● Problem to solve
Leave out the pictures and repeat the data exactly.

==============================

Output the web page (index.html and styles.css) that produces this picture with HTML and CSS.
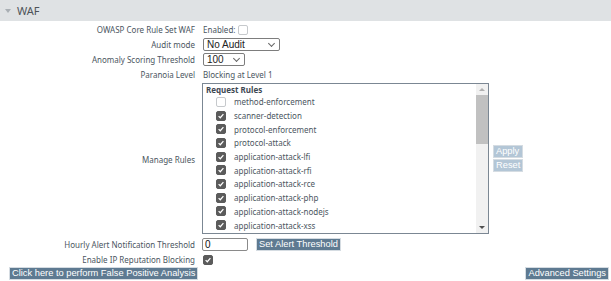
FILE: index.html
```html
<!DOCTYPE html>
<html lang="en">
<head>
	<meta charset="UTF-8">
	<title>WAF</title>
	<link rel="stylesheet" href="styles.css">
</head>
<body>
	<div class="section-head">
		<span class="arrow"></span>
		<span class="section-title">WAF</span>
	</div>
	<div class="form">
		<div class="label">OWASP Core Rule Set WAF</div>
		<div class="value">Enabled: <span class="cb"></span></div>

		<div class="label">Audit mode</div>
		<div class="value"><span class="select wide">No Audit<span class="chev"></span></span></div>

		<div class="label">Anomaly Scoring Threshold</div>
		<div class="value"><span class="select narrow">100<span class="chev"></span></span></div>

		<div class="label">Paranoia Level</div>
		<div class="value">Blocking at Level 1</div>

		<div class="label">Manage Rules</div>
		<div class="value rules-row">
			<div class="listbox">
				<div class="list">
					<div class="group">Request Rules</div>
					<div class="item"><span class="cb"></span>method-enforcement</div>
					<div class="item"><span class="cb on"></span>scanner-detection</div>
					<div class="item"><span class="cb on"></span>protocol-enforcement</div>
					<div class="item"><span class="cb on"></span>protocol-attack</div>
					<div class="item"><span class="cb on"></span>application-attack-lfi</div>
					<div class="item"><span class="cb on"></span>application-attack-rfi</div>
					<div class="item"><span class="cb on"></span>application-attack-rce</div>
					<div class="item"><span class="cb on"></span>application-attack-php</div>
					<div class="item"><span class="cb on"></span>application-attack-nodejs</div>
					<div class="item"><span class="cb on"></span>application-attack-xss</div>
					<div class="item"><span class="cb on"></span></div>
				</div>
				<div class="scrollbar">
					<span class="up"></span>
					<span class="thumb"></span>
					<span class="down"></span>
				</div>
			</div>
			<div class="rule-btns">
				<span class="btn dim">Apply</span>
				<span class="btn dim">Reset</span>
			</div>
		</div>

		<div class="label">Hourly Alert Notification Threshold</div>
		<div class="value"><span class="input">0</span><span class="btn">Set Alert Threshold</span></div>

		<div class="label">Enable IP Reputation Blocking</div>
		<div class="value"><span class="cb on"></span></div>
	</div>
	<div class="footer">
		<span class="btn">Click here to perform False Positive Analysis</span>
		<span class="btn">Advanced Settings</span>
	</div>
</body>
</html>
```

FILE: styles.css
```css
body{
	margin:0;
	padding:0;
	background:#fff;
	font-family:"Noto Sans", "Open Sans", sans-serif;
	font-size:8px;
	color:#4b5661;
}
.section-head{
	height:21px;
	background:#dfe2e4;
	display:flex;
	align-items:center;
	padding-left:5px;
}
.arrow{
	width:0;
	height:0;
	border-left:3.5px solid transparent;
	border-right:3.5px solid transparent;
	border-top:4px solid #a9afb4;
	margin-right:6px;
	margin-top:1px;
}
.section-title{
	font-size:11px;
	color:#4e5358;
}
.form{
	display:grid;
	grid-template-columns:195px 1fr;
	column-gap:8px;
	row-gap:2px;
	padding-top:2px;
}
.label{
	text-align:right;
	display:flex;
	align-items:center;
	justify-content:flex-end;
	min-height:13px;
}
.value{
	display:flex;
	align-items:center;
	min-height:13px;
}
.cb{
	display:inline-block;
	width:10px;
	height:10px;
	box-sizing:border-box;
	border:1px solid #c6c9cc;
	border-radius:2px;
	background:#fff;
	margin-left:3px;
}
.cb.on{
	border-color:#5b5b5b;
	background:#5b5b5b url("data:image/svg+xml,%3Csvg xmlns='http://www.w3.org/2000/svg' viewBox='0 0 10 10'%3E%3Cpath d='M2 5.2 L4.1 7.2 L8 2.6' fill='none' stroke='%23fff' stroke-width='1.5'/%3E%3C/svg%3E") no-repeat center/100%;
}
.value > .cb.on{
	margin-left:0;
}
.select{
	position:relative;
	display:inline-block;
	height:13px;
	box-sizing:border-box;
	border:1px solid #7d7d7d;
	border-radius:2px;
	font-family:"Liberation Sans", Arial, sans-serif;
	font-size:10px;
	line-height:11px;
	padding-left:3px;
	color:#222;
}
.select.wide{
	width:77px;
}
.select.narrow{
	width:42px;
}
.chev{
	position:absolute;
	right:5px;
	top:2px;
	width:4px;
	height:4px;
	border-right:1px solid #666;
	border-bottom:1px solid #666;
	transform:rotate(45deg);
}
.rules-row{
	align-items:center;
	margin-bottom:2px;
}
.listbox{
	width:287px;
	height:151px;
	box-sizing:border-box;
	border:1px solid #7b8793;
	display:flex;
	margin-left:-1px;
}
.list{
	flex:1;
	overflow:hidden;
	padding:0 0 0 3px;
}
.group{
	font-weight:bold;
	color:#3d4853;
	height:11px;
	line-height:11px;
}
.item{
	display:flex;
	align-items:center;
	height:13.7px;
	padding-left:10px;
	color:#4b5661;
}
.item .cb{
	margin:0 8px 0 0;
}
.scrollbar{
	width:12px;
	background:#f1f1f1;
	display:flex;
	flex-direction:column;
	align-items:center;
}
.up,.down{
	width:0;
	height:0;
	border-left:3px solid transparent;
	border-right:3px solid transparent;
	margin:4px 0;
}
.up{
	border-bottom:3px solid #b0b0b0;
}
.down{
	border-top:3px solid #505050;
	margin-top:auto;
}
.thumb{
	width:12px;
	height:49px;
	background:#c1c1c1;
}
.rule-btns{
	display:flex;
	flex-direction:column;
	gap:1px;
	margin-left:4px;
}
.btn{
	display:inline-block;
	background:#5e7a91;
	color:#fff;
	font-family:"Liberation Sans", Arial, sans-serif;
	font-size:9.3px;
	line-height:11px;
	height:11px;
	padding:0 2px;
	border:1px solid #d5dce2;
	white-space:nowrap;
}
.btn.dim{
	background:#b3c6d6;
}
.input{
	display:inline-block;
	width:46px;
	height:13px;
	box-sizing:border-box;
	border:1px solid #8a8a8a;
	border-radius:2px;
	font-family:"Liberation Sans", Arial, sans-serif;
	font-size:10px;
	line-height:11px;
	padding-left:2px;
	color:#111;
	margin-right:8px;
	margin-left:-1px;
}
.footer{
	display:flex;
	justify-content:space-between;
	padding:1px 2px 0 9px;
}
```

==============================

● Answer to this exercise
Output the web page (index.html and styles.css) that produces this picture with HTML and CSS.
FILE: index.html
```html
<!DOCTYPE html>
<html lang="en">
<head>
	<meta charset="UTF-8">
	<title>WAF</title>
	<link rel="stylesheet" href="styles.css">
</head>
<body>
	<div class="section-head">
		<span class="arrow"></span>
		<span class="section-title">WAF</span>
	</div>
	<div class="form">
		<div class="label">OWASP Core Rule Set WAF</div>
		<div class="value">Enabled: <span class="cb"></span></div>

		<div class="label">Audit mode</div>
		<div class="value"><span class="select wide">No Audit<span class="chev"></span></span></div>

		<div class="label">Anomaly Scoring Threshold</div>
		<div class="value"><span class="select narrow">100<span class="chev"></span></span></div>

		<div class="label">Paranoia Level</div>
		<div class="value">Blocking at Level 1</div>

		<div class="label">Manage Rules</div>
		<div class="value rules-row">
			<div class="listbox">
				<div class="list">
					<div class="group">Request Rules</div>
					<div class="item"><span class="cb"></span>method-enforcement</div>
					<div class="item"><span class="cb on"></span>scanner-detection</div>
					<div class="item"><span class="cb on"></span>protocol-enforcement</div>
					<div class="item"><span class="cb on"></span>protocol-attack</div>
					<div class="item"><span class="cb on"></span>application-attack-lfi</div>
					<div class="item"><span class="cb on"></span>application-attack-rfi</div>
					<div class="item"><span class="cb on"></span>application-attack-rce</div>
					<div class="item"><span class="cb on"></span>application-attack-php</div>
					<div class="item"><span class="cb on"></span>application-attack-nodejs</div>
					<div class="item"><span class="cb on"></span>application-attack-xss</div>
					<div class="item"><span class="cb on"></span></div>
				</div>
				<div class="scrollbar">
					<span class="up"></span>
					<span class="thumb"></span>
					<span class="down"></span>
				</div>
			</div>
			<div class="rule-btns">
				<span class="btn dim">Apply</span>
				<span class="btn dim">Reset</span>
			</div>
		</div>

		<div class="label">Hourly Alert Notification Threshold</div>
		<div class="value"><span class="input">0</span><span class="btn">Set Alert Threshold</span></div>

		<div class="label">Enable IP Reputation Blocking</div>
		<div class="value"><span class="cb on"></span></div>
	</div>
	<div class="footer">
		<span class="btn">Click here to perform False Positive Analysis</span>
		<span class="btn">Advanced Settings</span>
	</div>
</body>
</html>
```

FILE: styles.css
```css
body{
	margin:0;
	padding:0;
	background:#fff;
	font-family:"Noto Sans", "Open Sans", sans-serif;
	font-size:8px;
	color:#4b5661;
}
.section-head{
	height:21px;
	background:#dfe2e4;
	display:flex;
	align-items:center;
	padding-left:5px;
}
.arrow{
	width:0;
	height:0;
	border-left:3.5px solid transparent;
	border-right:3.5px solid transparent;
	border-top:4px solid #a9afb4;
	margin-right:6px;
	margin-top:1px;
}
.section-title{
	font-size:11px;
	color:#4e5358;
}
.form{
	display:grid;
	grid-template-columns:195px 1fr;
	column-gap:8px;
	row-gap:2px;
	padding-top:2px;
}
.label{
	text-align:right;
	display:flex;
	align-items:center;
	justify-content:flex-end;
	min-height:13px;
}
.value{
	display:flex;
	align-items:center;
	min-height:13px;
}
.cb{
	display:inline-block;
	width:10px;
	height:10px;
	box-sizing:border-box;
	border:1px solid #c6c9cc;
	border-radius:2px;
	background:#fff;
	margin-left:3px;
}
.cb.on{
	border-color:#5b5b5b;
	background:#5b5b5b url("data:image/svg+xml,%3Csvg xmlns='http://www.w3.org/2000/svg' viewBox='0 0 10 10'%3E%3Cpath d='M2 5.2 L4.1 7.2 L8 2.6' fill='none' stroke='%23fff' stroke-width='1.5'/%3E%3C/svg%3E") no-repeat center/100%;
}
.value > .cb.on{
	margin-left:0;
}
.select{
	position:relative;
	display:inline-block;
	height:13px;
	box-sizing:border-box;
	border:1px solid #7d7d7d;
	border-radius:2px;
	font-family:"Liberation Sans", Arial, sans-serif;
	font-size:10px;
	line-height:11px;
	padding-left:3px;
	color:#222;
}
.select.wide{
	width:77px;
}
.select.narrow{
	width:42px;
}
.chev{
	position:absolute;
	right:5px;
	top:2px;
	width:4px;
	height:4px;
	border-right:1px solid #666;
	border-bottom:1px solid #666;
	transform:rotate(45deg);
}
.rules-row{
	align-items:center;
	margin-bottom:2px;
}
.listbox{
	width:287px;
	height:151px;
	box-sizing:border-box;
	border:1px solid #7b8793;
	display:flex;
	margin-left:-1px;
}
.list{
	flex:1;
	overflow:hidden;
	padding:0 0 0 3px;
}
.group{
	font-weight:bold;
	color:#3d4853;
	height:11px;
	line-height:11px;
}
.item{
	display:flex;
	align-items:center;
	height:13.7px;
	padding-left:10px;
	color:#4b5661;
}
.item .cb{
	margin:0 8px 0 0;
}
.scrollbar{
	width:12px;
	background:#f1f1f1;
	display:flex;
	flex-direction:column;
	align-items:center;
}
.up,.down{
	width:0;
	height:0;
	border-left:3px solid transparent;
	border-right:3px solid transparent;
	margin:4px 0;
}
.up{
	border-bottom:3px solid #b0b0b0;
}
.down{
	border-top:3px solid #505050;
	margin-top:auto;
}
.thumb{
	width:12px;
	height:49px;
	background:#c1c1c1;
}
.rule-btns{
	display:flex;
	flex-direction:column;
	gap:1px;
	margin-left:4px;
}
.btn{
	display:inline-block;
	background:#5e7a91;
	color:#fff;
	font-family:"Liberation Sans", Arial, sans-serif;
	font-size:9.3px;
	line-height:11px;
	height:11px;
	padding:0 2px;
	border:1px solid #d5dce2;
	white-space:nowrap;
}
.btn.dim{
	background:#b3c6d6;
}
.input{
	display:inline-block;
	width:46px;
	height:13px;
	box-sizing:border-box;
	border:1px solid #8a8a8a;
	border-radius:2px;
	font-family:"Liberation Sans", Arial, sans-serif;
	font-size:10px;
	line-height:11px;
	padding-left:2px;
	color:#111;
	margin-right:8px;
	margin-left:-1px;
}
.footer{
	display:flex;
	justify-content:space-between;
	padding:1px 2px 0 9px;
}
```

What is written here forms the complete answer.